=== SUPPLIED MATERIAL ===
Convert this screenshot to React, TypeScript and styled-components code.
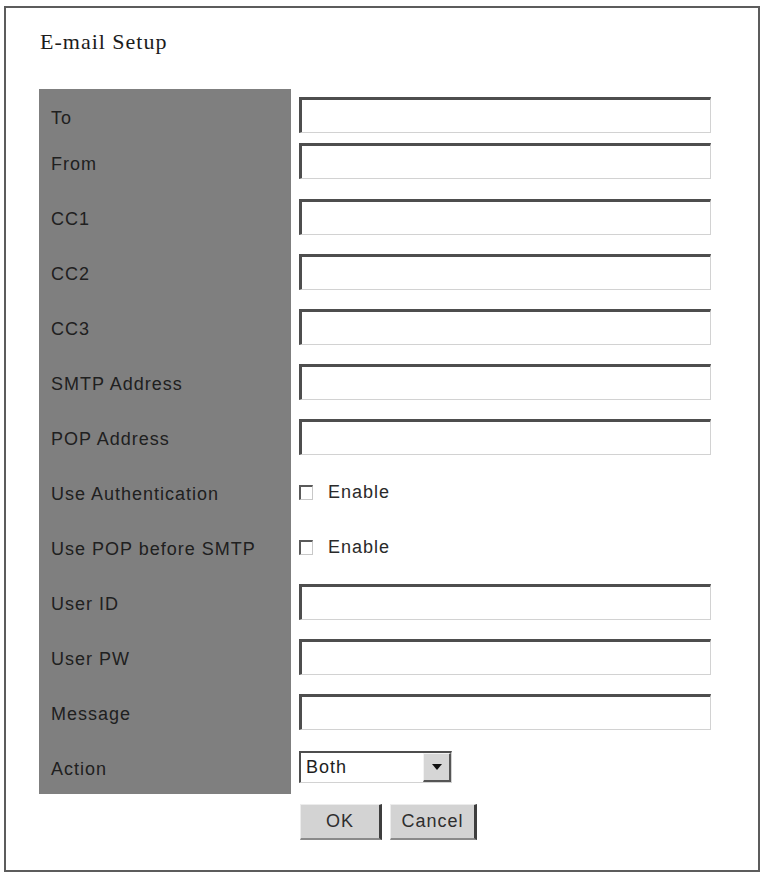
import React from 'react';
import styled, { createGlobalStyle } from 'styled-components';

const GlobalStyle = createGlobalStyle`
    html, body {
        margin: 0;
        padding: 0;
        background: #ffffff;
    }
`;

const Frame = styled.div`
    box-sizing: border-box;
    margin: 6px 0 0 4px;
    width: 756px;
    height: 866px;
    border: 2px solid #5c5c5c;
    padding: 21px 0 0 33px;
    font-family: "Liberation Sans", Arial, sans-serif;
`;

const Title = styled.h1`
    margin: 0 0 35px 1px;
    font-family: "Liberation Serif", "Times New Roman", serif;
    font-size: 22px;
    font-weight: normal;
    letter-spacing: 1px;
    line-height: 25px;
    color: #1c1c1c;
`;

const Row = styled.div<{ $h: number }>`
    display: grid;
    grid-template-columns: 252px 412px;
    column-gap: 8px;
    height: ${(p) => p.$h}px;
`;

const Label = styled.div<{ $blank?: boolean; $pad?: number }>`
    display: flex;
    align-items: center;
    padding: ${(p) => p.$pad ?? 5}px 0 0 12px;
    background: ${(p) => (p.$blank ? 'transparent' : '#7f7f7f')};
    font-size: 18px;
    letter-spacing: 1px;
    color: #202020;
`;

// $pad given: field sits at the top of its row with that padding
const Field = styled.div<{ $pad?: number }>`
    display: flex;
    align-items: ${(p) => (p.$pad !== undefined ? 'flex-start' : 'center')};
    padding-top: ${(p) => p.$pad ?? 0}px;
`;

const TextBox = styled.input`
    box-sizing: border-box;
    width: 412px;
    height: 36px;
    margin: 0;
    border-style: solid;
    border-width: 3px 1px 1px 3px;
    border-color: #4e4e4e #d2d2d2 #d2d2d2 #4e4e4e;
    background: #ffffff;
    outline: none;
`;

const CheckLabel = styled.label`
    display: flex;
    align-items: center;
    gap: 15px;
    font-size: 18px;
    letter-spacing: 1px;
    color: #2a2a2a;
    padding-top: 2px;
`;

const CheckSquare = styled.span`
    box-sizing: border-box;
    display: inline-block;
    width: 14px;
    height: 15px;
    border-style: solid;
    border-width: 2px 1px 1px 2px;
    border-color: #5a5a5a #c8c8c8 #c8c8c8 #5a5a5a;
    background: #ffffff;
`;

const Select = styled.div`
    box-sizing: border-box;
    display: flex;
    width: 153px;
    height: 32px;
    border-style: solid;
    border-width: 2px 1px 1px 2px;
    border-color: #4e4e4e #d2d2d2 #d2d2d2 #4e4e4e;
    background: #ffffff;
`;

const SelectValue = styled.span`
    flex: 1;
    display: flex;
    align-items: center;
    padding-left: 5px;
    font-size: 18px;
    letter-spacing: 1px;
    color: #1e1e1e;
`;

const ArrowButton = styled.span`
    box-sizing: border-box;
    width: 28px;
    display: flex;
    align-items: center;
    justify-content: center;
    background: #d6d6d6;
    border-style: solid;
    border-width: 1px 2px 2px 1px;
    border-color: #f2f2f2 #555555 #555555 #f2f2f2;
    &::after {
        content: '';
        border-left: 5px solid transparent;
        border-right: 5px solid transparent;
        border-top: 6px solid #111111;
    }
`;

const ButtonBar = styled.div`
    display: flex;
    gap: 8px;
    padding-left: 1px;
`;

const Button = styled.button<{ $w: number }>`
    box-sizing: border-box;
    width: ${(p) => p.$w}px;
    height: 36px;
    padding: 0;
    background: #d3d3d3;
    border-style: solid;
    border-width: 1px 3px 2px 1px;
    border-color: #ececec #3e3e3e #8a8a8a #ececec;
    font-family: "Liberation Sans", Arial, sans-serif;
    font-size: 18px;
    letter-spacing: 1px;
    color: #2e2e2e;
`;

const textRows: { name: string; h: number; pad?: number; labelPad?: number }[] = [
    { name: 'To', h: 51, labelPad: 7 },
    { name: 'From', h: 49, pad: 3, labelPad: 0 },
    { name: 'CC1', h: 55 },
    { name: 'CC2', h: 55 },
    { name: 'CC3', h: 55 },
    { name: 'SMTP Address', h: 55 },
    { name: 'POP Address', h: 55 },
];

const checkRows = ['Use Authentication', 'Use POP before SMTP'];

const userRows = ['User ID', 'User PW', 'Message'];

const App = () => {
    return (
        <>
            <GlobalStyle />
            <Frame>
                <Title>E-mail Setup</Title>

                {textRows.map((r) => (
                    <Row key={r.name} $h={r.h}>
                        <Label $pad={r.labelPad}>{r.name}</Label>
                        <Field $pad={r.pad}>
                            <TextBox type="text" />
                        </Field>
                    </Row>
                ))}

                {checkRows.map((name) => (
                    <Row key={name} $h={55}>
                        <Label>{name}</Label>
                        <Field>
                            <CheckLabel>
                                <CheckSquare />
                                Enable
                            </CheckLabel>
                        </Field>
                    </Row>
                ))}

                {userRows.map((name) => (
                    <Row key={name} $h={55}>
                        <Label>{name}</Label>
                        <Field>
                            <TextBox type={name === 'User PW' ? 'password' : 'text'} />
                        </Field>
                    </Row>
                ))}

                <Row $h={55}>
                    <Label>Action</Label>
                    <Field>
                        <Select>
                            <SelectValue>Both</SelectValue>
                            <ArrowButton />
                        </Select>
                    </Field>
                </Row>

                <Row $h={50}>
                    <Label $blank />
                    <Field $pad={10}>
                        <ButtonBar>
                            <Button $w={82}>OK</Button>
                            <Button $w={87}>Cancel</Button>
                        </ButtonBar>
                    </Field>
                </Row>
            </Frame>
        </>
    );
};

export default App;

=== TASK DESCRIPTION ===
Without the pictures, copy the material exactly as given.

=== EXERCISE OUTPUT ===
Convert this screenshot to React, TypeScript and styled-components code.
import React from 'react';
import styled, { createGlobalStyle } from 'styled-components';

const GlobalStyle = createGlobalStyle`
    html, body {
        margin: 0;
        padding: 0;
        background: #ffffff;
    }
`;

const Frame = styled.div`
    box-sizing: border-box;
    margin: 6px 0 0 4px;
    width: 756px;
    height: 866px;
    border: 2px solid #5c5c5c;
    padding: 21px 0 0 33px;
    font-family: "Liberation Sans", Arial, sans-serif;
`;

const Title = styled.h1`
    margin: 0 0 35px 1px;
    font-family: "Liberation Serif", "Times New Roman", serif;
    font-size: 22px;
    font-weight: normal;
    letter-spacing: 1px;
    line-height: 25px;
    color: #1c1c1c;
`;

const Row = styled.div<{ $h: number }>`
    display: grid;
    grid-template-columns: 252px 412px;
    column-gap: 8px;
    height: ${(p) => p.$h}px;
`;

const Label = styled.div<{ $blank?: boolean; $pad?: number }>`
    display: flex;
    align-items: center;
    padding: ${(p) => p.$pad ?? 5}px 0 0 12px;
    background: ${(p) => (p.$blank ? 'transparent' : '#7f7f7f')};
    font-size: 18px;
    letter-spacing: 1px;
    color: #202020;
`;

// $pad given: field sits at the top of its row with that padding
const Field = styled.div<{ $pad?: number }>`
    display: flex;
    align-items: ${(p) => (p.$pad !== undefined ? 'flex-start' : 'center')};
    padding-top: ${(p) => p.$pad ?? 0}px;
`;

const TextBox = styled.input`
    box-sizing: border-box;
    width: 412px;
    height: 36px;
    margin: 0;
    border-style: solid;
    border-width: 3px 1px 1px 3px;
    border-color: #4e4e4e #d2d2d2 #d2d2d2 #4e4e4e;
    background: #ffffff;
    outline: none;
`;

const CheckLabel = styled.label`
    display: flex;
    align-items: center;
    gap: 15px;
    font-size: 18px;
    letter-spacing: 1px;
    color: #2a2a2a;
    padding-top: 2px;
`;

const CheckSquare = styled.span`
    box-sizing: border-box;
    display: inline-block;
    width: 14px;
    height: 15px;
    border-style: solid;
    border-width: 2px 1px 1px 2px;
    border-color: #5a5a5a #c8c8c8 #c8c8c8 #5a5a5a;
    background: #ffffff;
`;

const Select = styled.div`
    box-sizing: border-box;
    display: flex;
    width: 153px;
    height: 32px;
    border-style: solid;
    border-width: 2px 1px 1px 2px;
    border-color: #4e4e4e #d2d2d2 #d2d2d2 #4e4e4e;
    background: #ffffff;
`;

const SelectValue = styled.span`
    flex: 1;
    display: flex;
    align-items: center;
    padding-left: 5px;
    font-size: 18px;
    letter-spacing: 1px;
    color: #1e1e1e;
`;

const ArrowButton = styled.span`
    box-sizing: border-box;
    width: 28px;
    display: flex;
    align-items: center;
    justify-content: center;
    background: #d6d6d6;
    border-style: solid;
    border-width: 1px 2px 2px 1px;
    border-color: #f2f2f2 #555555 #555555 #f2f2f2;
    &::after {
        content: '';
        border-left: 5px solid transparent;
        border-right: 5px solid transparent;
        border-top: 6px solid #111111;
    }
`;

const ButtonBar = styled.div`
    display: flex;
    gap: 8px;
    padding-left: 1px;
`;

const Button = styled.button<{ $w: number }>`
    box-sizing: border-box;
    width: ${(p) => p.$w}px;
    height: 36px;
    padding: 0;
    background: #d3d3d3;
    border-style: solid;
    border-width: 1px 3px 2px 1px;
    border-color: #ececec #3e3e3e #8a8a8a #ececec;
    font-family: "Liberation Sans", Arial, sans-serif;
    font-size: 18px;
    letter-spacing: 1px;
    color: #2e2e2e;
`;

const textRows: { name: string; h: number; pad?: number; labelPad?: number }[] = [
    { name: 'To', h: 51, labelPad: 7 },
    { name: 'From', h: 49, pad: 3, labelPad: 0 },
    { name: 'CC1', h: 55 },
    { name: 'CC2', h: 55 },
    { name: 'CC3', h: 55 },
    { name: 'SMTP Address', h: 55 },
    { name: 'POP Address', h: 55 },
];

const checkRows = ['Use Authentication', 'Use POP before SMTP'];

const userRows = ['User ID', 'User PW', 'Message'];

const App = () => {
    return (
        <>
            <GlobalStyle />
            <Frame>
                <Title>E-mail Setup</Title>

                {textRows.map((r) => (
                    <Row key={r.name} $h={r.h}>
                        <Label $pad={r.labelPad}>{r.name}</Label>
                        <Field $pad={r.pad}>
                            <TextBox type="text" />
                        </Field>
                    </Row>
                ))}

                {checkRows.map((name) => (
                    <Row key={name} $h={55}>
                        <Label>{name}</Label>
                        <Field>
                            <CheckLabel>
                                <CheckSquare />
                                Enable
                            </CheckLabel>
                        </Field>
                    </Row>
                ))}

                {userRows.map((name) => (
                    <Row key={name} $h={55}>
                        <Label>{name}</Label>
                        <Field>
                            <TextBox type={name === 'User PW' ? 'password' : 'text'} />
                        </Field>
                    </Row>
                ))}

                <Row $h={55}>
                    <Label>Action</Label>
                    <Field>
                        <Select>
                            <SelectValue>Both</SelectValue>
                            <ArrowButton />
                        </Select>
                    </Field>
                </Row>

                <Row $h={50}>
                    <Label $blank />
                    <Field $pad={10}>
                        <ButtonBar>
                            <Button $w={82}>OK</Button>
                            <Button $w={87}>Cancel</Button>
                        </ButtonBar>
                    </Field>
                </Row>
            </Frame>
        </>
    );
};

export default App;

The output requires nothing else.